SCHED_ULE should not be the default
Bruce Evans
brde at optusnet.com.au
Wed Dec 14 01:25:19 UTC 2011
On Wed, 14 Dec 2011, Ivan Klymenko wrote:
> Ð Wed, 14 Dec 2011 00:04:42 +0100
> Jilles Tjoelker <jilles at stack.nl> пиÑеÑ:
>
>> On Tue, Dec 13, 2011 at 10:40:48AM +0200, Ivan Klymenko wrote:
>>> If the algorithm ULE does not contain problems - it means the
>>> problem has Core2Duo, or in a piece of code that uses the ULE
>>> scheduler. I already wrote in a mailing list that specifically in
>>> my case (Core2Duo) partially helps the following patch:
>>> --- sched_ule.c.orig 2011-11-24 18:11:48.000000000 +0200
>>> +++ sched_ule.c 2011-12-10 22:47:08.000000000 +0200
>>> ...
>>> @@ -2118,13 +2119,21 @@
>>> struct td_sched *ts;
>>>
>>> THREAD_LOCK_ASSERT(td, MA_OWNED);
>>> + if (td->td_pri_class & PRI_FIFO_BIT)
>>> + return;
>>> + ts = td->td_sched;
>>> + /*
>>> + * We used up one time slice.
>>> + */
>>> + if (--ts->ts_slice > 0)
>>> + return;
>>
>> This skips most of the periodic functionality (long term load
>> balancer, saving switch count (?), insert index (?), interactivity
>> score update for long running thread) if the thread is not going to
>> be rescheduled right now.
>>
>> It looks wrong but it is a data point if it helps your workload.
>
> Yes, I did it for as long as possible to delay the execution of the code in section:
I don't understand what you are doing here, but recently noticed that
the timeslicing in SCHED_4BSD is completely broken. This bug may be a
feature. SCHED_4BSD doesn't have its own timeslice counter like ts_slice
above. It uses `switchticks' instead. But switchticks hasn't been usable
for this purpose since long before SCHED_4BSD started using it for this
purpose. switchticks is reset on every context switch, so it is useless
for almost all purposes -- any interrupt activity on a non-fast interrupt
clobbers it.
Removing the check of ts_slice in the above and always returning might
give a similar bug to the SCHED_4BSD one.
I noticed this while looking for bugs in realtime scheduling. In the
above, returning early for PRI_FIFO_BIT also skips most of the periodic
functionality. In SCHED_4BSD, returning early is the usual case, so
the PRI_FIFO_BIT might as well not be checked, and it is the unusual
fifo scheduling case (which is supposed to only apply to realtime
priority threads) which has a chance of working as intended, while the
usual roundrobin case degenerates to an impure form of fifo scheduling
(iit is impure since priority decay still works so it is only fifo
among threads of the same priority).
>>...
>>> @@ -2144,9 +2153,6 @@
>>> if
>>> (TAILQ_EMPTY(&tdq->tdq_timeshare.rq_queues[tdq->tdq_ridx]))

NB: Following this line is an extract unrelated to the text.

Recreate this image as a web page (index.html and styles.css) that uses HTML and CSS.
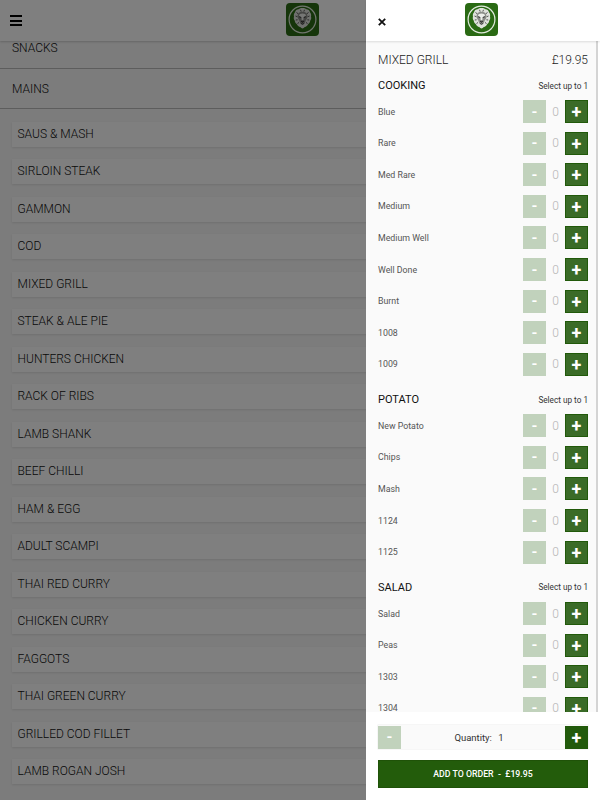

>>> tdq->tdq_ridx = tdq->tdq_idx; }
>>> - ts = td->td_sched;
>>> - if (td->td_pri_class & PRI_FIFO_BIT)
>>> - return;
>>> if (PRI_BASE(td->td_pri_class) == PRI_TIMESHARE) {
>>> /*
>>> * We used a tick; charge it to the thread so
>>> @@ -2157,11 +2163,6 @@
>>> sched_priority(td);
>>> }
>>> /*
>>> - * We used up one time slice.
>>> - */
>>> - if (--ts->ts_slice > 0)
>>> - return;
>>> - /*
>>> * We're out of time, force a requeue at userret().
>>> */
>>> ts->ts_slice = sched_slice;
With the ts_slice check here before you moved it, removing it might
give buggy behaviour closer to SCHED_4BSD.
>>> and refusal to use options FULL_PREEMPTION
4-5 years ago, I found that any form of PREMPTION was a pessimization
for at least makeworld (since it caused too many context switches).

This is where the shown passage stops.